2.               TERM: The initial term of this temporary due diligence license shall be 60 days (“Initial Term”). After the expiration of the Initial Term, the license shall be on a month-to-month basis and may be terminated by TSHII with 14 days notice. Licensee shall bear all of its own costs and expenses associated with its due diligence and Temporary Operations under this License. Within 14 days upon notice by TSHII, Licensee shall suspend operations, and shall, within sixty (60) days of such notice, shall remove Licensee’s equipment and reclaim, restore, and repair any portion of the License Area disturbed by Licensee as may be required in accordance with Section 4(c) below and to the reasonable satisfaction of TSHII. In the event Licensee has a pending order that it is in the process of filling at the time of the termination notice, Licensee shall be entitled to process material for the sole purpose of fulfilling the existing order up to thirty (30) days after notice.

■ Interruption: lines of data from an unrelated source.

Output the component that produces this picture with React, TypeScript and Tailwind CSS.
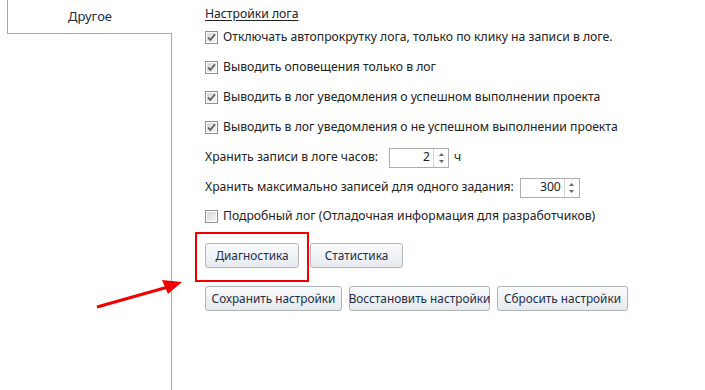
import React from 'react';

const font = { fontFamily: '"Noto Sans", "Open Sans", sans-serif' };

const CheckBox: React.FC<{ checked?: boolean }> = ({ checked }) => (
  <svg width="13" height="13" viewBox="0 0 13 13" className="shrink-0">
    <defs>
      <linearGradient id={checked ? 'cbg1' : 'cbg0'} x1="0" y1="0" x2="1" y2="1">
        <stop offset="0" stopColor="#d6d6d6" />
        <stop offset="1" stopColor="#f4f4f4" />
      </linearGradient>
    </defs>
    <rect x="0.5" y="0.5" width="12" height="12" fill="#fff" stroke="#8e8f8f" />
    <rect x="2" y="2" width="9" height="9" fill={`url(#${checked ? 'cbg1' : 'cbg0'})`} />
    {checked && (
      <path d="M3 6.5 L5.3 9 L10 3.2" fill="none" stroke="#5a5a5a" strokeWidth="1.7" />
    )}
  </svg>
);

const CheckRow: React.FC<{ label: string; checked?: boolean; h?: string }> = ({ label, checked, h = 'h-[30px]' }) => (
  <div className={`${h} flex items-center gap-[5px]`}>
    <CheckBox checked={checked} />
    <span className="text-[12.2px] text-[#222] whitespace-nowrap">{label}</span>
  </div>
);

const Spin: React.FC<{ value: string; className?: string }> = ({ value, className = '' }) => (
  <div className={`flex h-[20px] w-[60px] border border-[#abadb3] bg-white ${className}`}>
    <div className="flex-1 flex items-center justify-end pr-[3px] text-[12.2px] text-[#222]">{value}</div>
    <div className="w-[15px] border-l border-[#d5d5d5] flex flex-col items-center justify-center gap-[4px]">
      <svg width="5" height="3" viewBox="0 0 5 3"><path d="M0 3 L2.5 0 L5 3 Z" fill="#666" /></svg>
      <svg width="5" height="3" viewBox="0 0 5 3"><path d="M0 0 L2.5 3 L5 0 Z" fill="#666" /></svg>
    </div>
  </div>
);

const Btn: React.FC<{ label: string; w: string }> = ({ label, w }) => (
  <button
    className={`${w} h-[25px] shrink-0 whitespace-nowrap rounded-[3px] border border-[#b0b5bb] bg-gradient-to-b from-[#fafbfc] to-[#e6eaef] text-[11.8px] text-[#1f2f47] flex items-center justify-center`}
  >
    {label}
  </button>
);

export default function App() {
  return (
    <div className="relative w-[705px] h-[390px] bg-white flex overflow-hidden" style={font}>
      <div className="w-[172px] flex flex-col shrink-0">
        <div className="ml-[7px] w-[165px] h-[34px] border-l border-b border-[#a7a9ae] flex items-center justify-center text-[13px] text-[#1c2a44]">
          Другое
        </div>
        <div className="flex-1 border-r border-[#a7a9ae]" />
      </div>

      <div className="pl-[33px] pt-[6px] flex flex-col">
        <div className="h-[16px] flex items-center">
          <span className="text-[12.2px] text-[#222] underline underline-offset-2">Настройки лога</span>
        </div>
        <CheckRow checked label="Отключать автопрокрутку лога, только по клику на записи в логе." />
        <CheckRow checked label="Выводить оповещения только в лог" />
        <CheckRow checked label="Выводить в лог уведомления о успешном выполнении проекта" />
        <CheckRow checked label="Выводить в лог уведомления о не успешном выполнении проекта" />
        <div className="h-[31px] flex items-center text-[12.2px] text-[#222]">
          <span>Хранить записи в логе часов:</span>
          <Spin value="2" className="ml-[11px]" />
          <span className="ml-[5px]">ч</span>
        </div>
        <div className="h-[29px] flex items-center gap-[6px] text-[12.2px] text-[#222]">
          <span>Хранить максимально записей для одного задания:</span>
          <Spin value="300" />
        </div>
        <CheckRow h="h-[29px]" label="Подробный лог (Отладочная информация для разработчиков)" />
        <div className="mt-[12px] flex gap-[11px]">
          <Btn label="Диагностика" w="w-[94px]" />
          <Btn label="Статистика" w="w-[93px]" />
        </div>
        <div className="mt-[18px] flex gap-[7px]">
          <Btn label="Сохранить настройки" w="w-[137px]" />
          <Btn label="Восстановить настройки" w="w-[141px]" />
          <Btn label="Сбросить настройки" w="w-[131px]" />
        </div>
      </div>

      <div className="absolute left-[195px] top-[232px] w-[114px] h-[50px] border-2 border-[#f00000]" />
      <svg className="absolute left-0 top-0" width="705" height="390" viewBox="0 0 705 390">
        <line x1="97" y1="307" x2="168" y2="287" stroke="#f00000" strokeWidth="3" />
        <path d="M182 282 L162 280 L168 294 Z" fill="#f00000" />
      </svg>
    </div>
  );
}
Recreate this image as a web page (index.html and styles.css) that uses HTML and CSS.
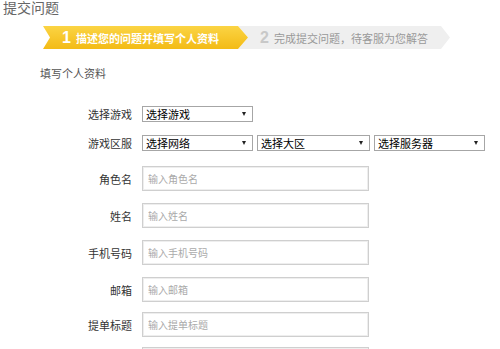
FILE: index.html
```html
<!DOCTYPE html>
<html lang="zh-CN">
<head>
    <meta charset="UTF-8">
    <title>提交问题</title>
    <link rel="stylesheet" href="styles.css">
</head>
<body>
    <div class="page">
        <h1 class="page-title">提交问题</h1>
        <div class="steps">
            <div class="step step-active"><span class="step-num">1</span>描述您的问题并填写个人资料</div>
            <div class="step step-next"><span class="step-num">2</span>完成提交问题，待客服为您解答</div>
        </div>
        <div class="section-title">填写个人资料</div>
        <form class="form">
            <div class="row row-select">
                <label>选择游戏</label>
                <div class="selects">
                    <div class="select w1">选择游戏</div>
                </div>
            </div>
            <div class="row row-select">
                <label>游戏区服</label>
                <div class="selects">
                    <div class="select w1">选择网络</div>
                    <div class="select w2">选择大区</div>
                    <div class="select w1">选择服务器</div>
                </div>
            </div>
            <div class="row row-input">
                <label>角色名</label>
                <input type="text" placeholder="输入角色名">
            </div>
            <div class="row row-input">
                <label>姓名</label>
                <input type="text" placeholder="输入姓名">
            </div>
            <div class="row row-input">
                <label>手机号码</label>
                <input type="text" placeholder="输入手机号码">
            </div>
            <div class="row row-input">
                <label>邮箱</label>
                <input type="text" placeholder="输入邮箱">
            </div>
            <div class="row row-input">
                <label>提单标题</label>
                <input type="text" placeholder="输入提单标题">
            </div>
            <div class="row row-input">
                <label></label>
                <input type="text">
            </div>
        </form>
    </div>
</body>
</html>
```

FILE: styles.css
```css
body {
    margin: 0;
    font-family: "Noto Sans CJK SC", "Liberation Sans", sans-serif;
    background-color: #fff;
    color: #333;
    overflow: hidden;
}
.page {
    width: 500px;
    height: 349px;
    overflow: hidden;
}
.page-title {
    margin: 0 0 0 3px;
    font-size: 14px;
    font-weight: normal;
    line-height: 14px;
    color: #666;
}
.steps {
    display: flex;
    margin: 12px 0 0 43px;
    height: 23px;
}
.step {
    display: flex;
    align-items: center;
    height: 23px;
    font-size: 11px;
    white-space: nowrap;
}
.step-num {
    font-size: 16px;
    font-weight: bold;
    margin-right: 5px;
    font-family: "Liberation Sans", sans-serif;
}
.step-active {
    position: relative;
    z-index: 2;
    width: 205px;
    padding-left: 19px;
    box-sizing: border-box;
    color: #fff;
    font-weight: bold;
    background: linear-gradient(#fbd444, #f3bb16);
    clip-path: polygon(0 0, 195px 0, 100% 50%, 195px 100%, 0 100%, 7px 50%);
}
.step-next {
    width: 212px;
    margin-left: -10px;
    padding-left: 22px;
    box-sizing: border-box;
    color: #999;
    background: #efefef;
    clip-path: polygon(0 0, 203px 0, 100% 50%, 203px 100%, 0 100%, 10px 50%);
}
.step-next .step-num {
    color: #c8c8c8;
}
.section-title {
    margin: 16px 0 0 40px;
    font-size: 11px;
    line-height: 16px;
    color: #555;
}
.form {
    margin-top: 25px;
}
.row {
    display: flex;
    align-items: center;
}
.row label {
    width: 132px;
    padding-right: 10px;
    text-align: right;
    font-size: 11px;
    color: #333;
    flex-shrink: 0;
}
.row-select {
    height: 16px;
    margin-bottom: 13px;
}
.row-select + .row-input {
    margin-top: 15px;
}
.selects {
    display: flex;
    gap: 4px;
}
.select {
    position: relative;
    height: 16px;
    box-sizing: border-box;
    border: 1px solid #a6a6a6;
    padding-left: 3px;
    font-size: 11px;
    line-height: 14px;
    color: #000;
}
.select::after {
    content: "";
    position: absolute;
    right: 6px;
    top: 5px;
    border-left: 2.5px solid transparent;
    border-right: 2.5px solid transparent;
    border-top: 4px solid #222;
}
.w1 {
    width: 111px;
}
.w2 {
    width: 113px;
}
.row-input {
    height: 25px;
    margin-bottom: 12px;
}
.row-input:nth-child(n+6) {
    margin-bottom: 10px;
}
.row-input input {
    width: 227px;
    height: 25px;
    box-sizing: border-box;
    border: 1px solid #cfcfcf;
    box-shadow: inset 0 0 0 1px #eee;
    padding: 0 5px;
    font-family: inherit;
    font-size: 10px;
    outline: none;
}
.row-input input::placeholder {
    color: #aaa;
}
```
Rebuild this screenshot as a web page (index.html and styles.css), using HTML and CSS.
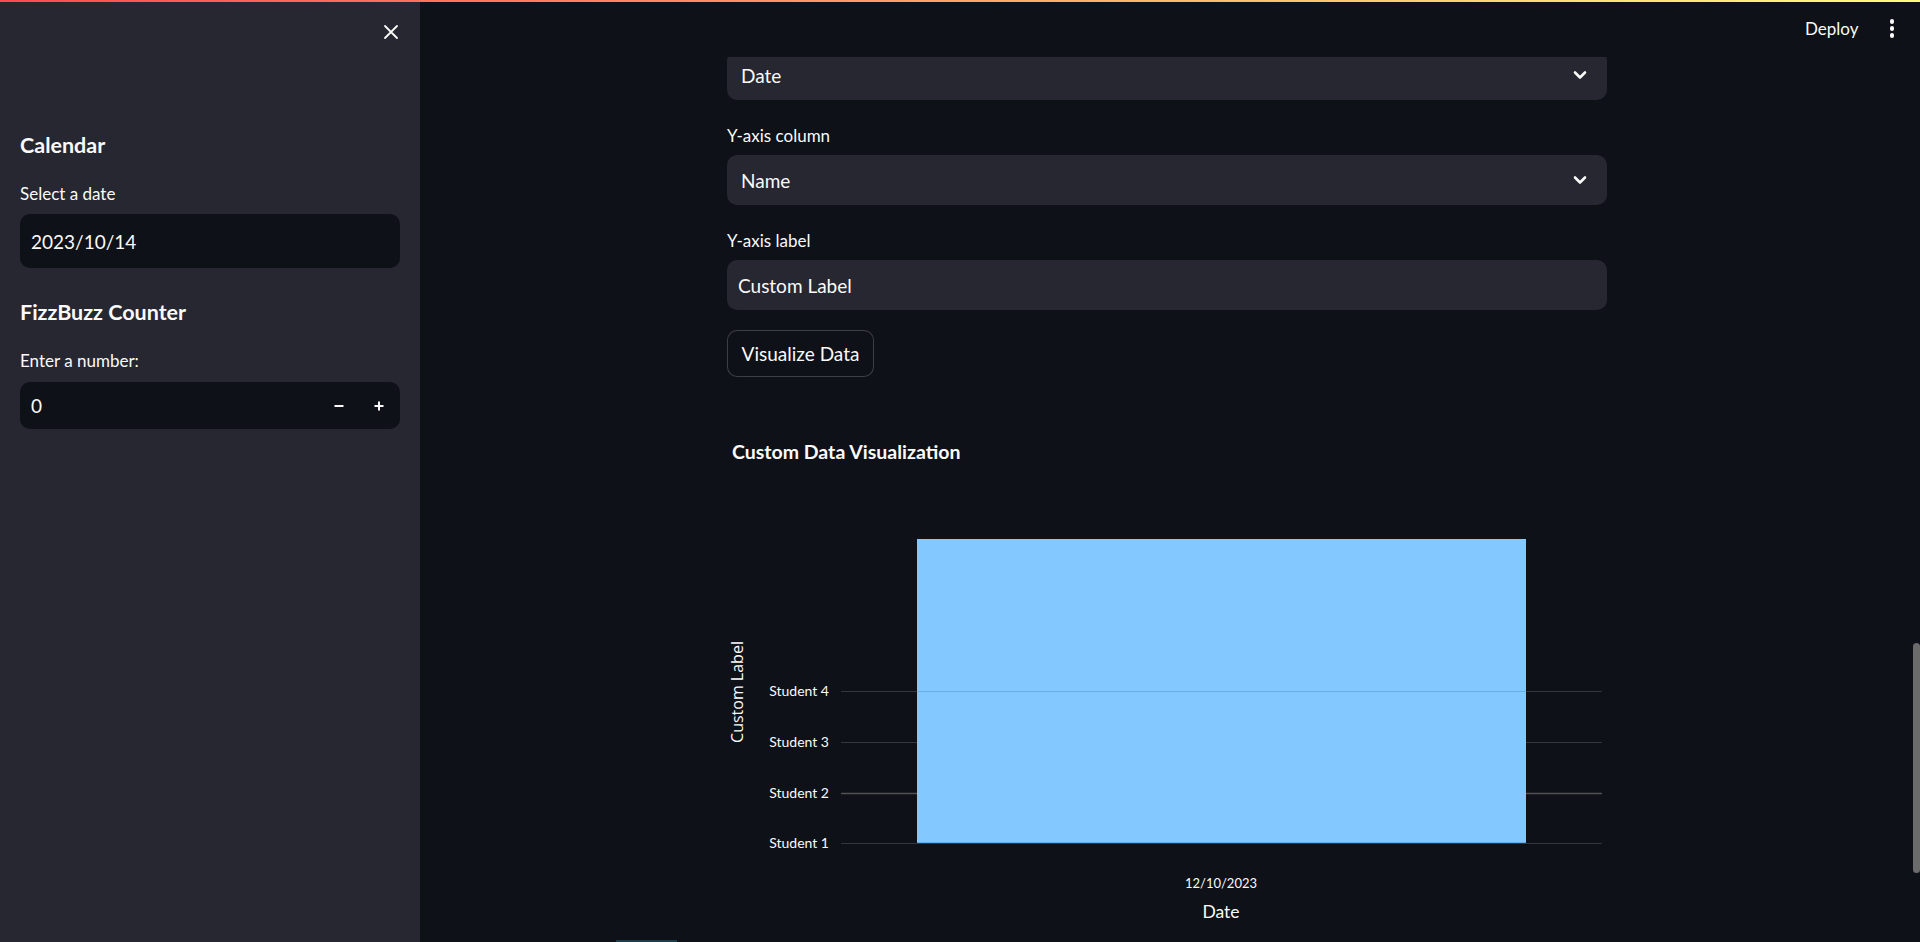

However, in any event, Licensee shall remove all of its equipment from the Property within sixty (60) days.

 

3.               PERMITS: Licensee, subject to governmental approval, shall operate during the period of this License under, and in compliance with, the terms and conditions of the following permits held by TSHII (collectively “Permits”):

 

(a)             The UPDES Multi-Sector General Permit for Storm Water Discharges associated with industrial activity, Coverage No. UTR000861;

 

(b)             2014 Storm Water Pollution Prevention Plan;

 

(c)             Air Quality Permit Approval Order DAQE-AN0117160001-08 and Fugitive Dust Central Plan;

 

(d)             The Utah Division of Water Quality (“DWQ”) Groundwater Discharge Permit-by-Rule (subject to the terms of DWQ letter dated September 9, 2013), and

 

(e)             A certain Conditional Use Permit dated April 21, 2009, subject to the terms and conditions set forth by in that certain decision by the Uintah County Commission Approving Conditional Use Permit dated April 6, 2009.

 

4.               USE REQUIREMENTS: Temporary Operations shall be conducted in conformance with the following requirements:

 

(a)             Prior to commencing Temporary Operations, Licensee shall provide TSHII with written confirmation that the governmental authorities who have granted the Permits to TSHII will allow Licensee to conduct Temporary Operations under TSHII’s Permits. Temporary Operations will not commence without the prior written approval of TSHII. Licensee further agrees to provide TSHII written confirmation of the date of commencement of Temporary Operations.

 

(b)             Licensee shall diligently conduct the Temporary Operations with due care, and in accordance with the Permit terms and laws applicable to said Permits, and in accordance with sound, engineering and mining practices customary for such operations, and shall at all times own, operate, maintain, inspect, protect, repair, remove and replace the Temporary Operations in such a manner so as to not interrupt, interfere with or otherwise impair, in any way, TSHII’s constant, continuous and uninterrupted use of the License Area, LMO No. M/047/0032, the Permits and/or its ability to mine, operate, maintain, inspect, protect, and repair the License Area.

 

(c)             Prior to termination of the Agreement, the Licensee shall restore the License Area, as required by the Exploratory Permit, including but not limited to such restoration, as near as is reasonably possible, to its condition prior to the utilization of the License Area and leave the same free and clear of all processed tailings, debris and materials. Furthermore, Licensee shall bear all responsibility for compliance with the terms of the Exploratory Permit, the reclamation of the disturbance Licensee’s Temporary Operations create and shall post a bond or other security with the Utah Division of Oil Gas and Mining in connection with its securing an Exploratory Permit. Licensee shall pay any and all incremental reclamation bond and other fees assessed by DOGM for any additional reclamation that may result from Licensee’s activities on the Property. Licensee’s activities will be performed on a mutually agreed portion of the Property and will not interfere with any other portion of the Property (including, but not limited to, the Refinery Property) or Assets in any way.

 

(d)             No processed tailing trash, waste, or other offensive material, soil, or landfill, will be placed or left within the License.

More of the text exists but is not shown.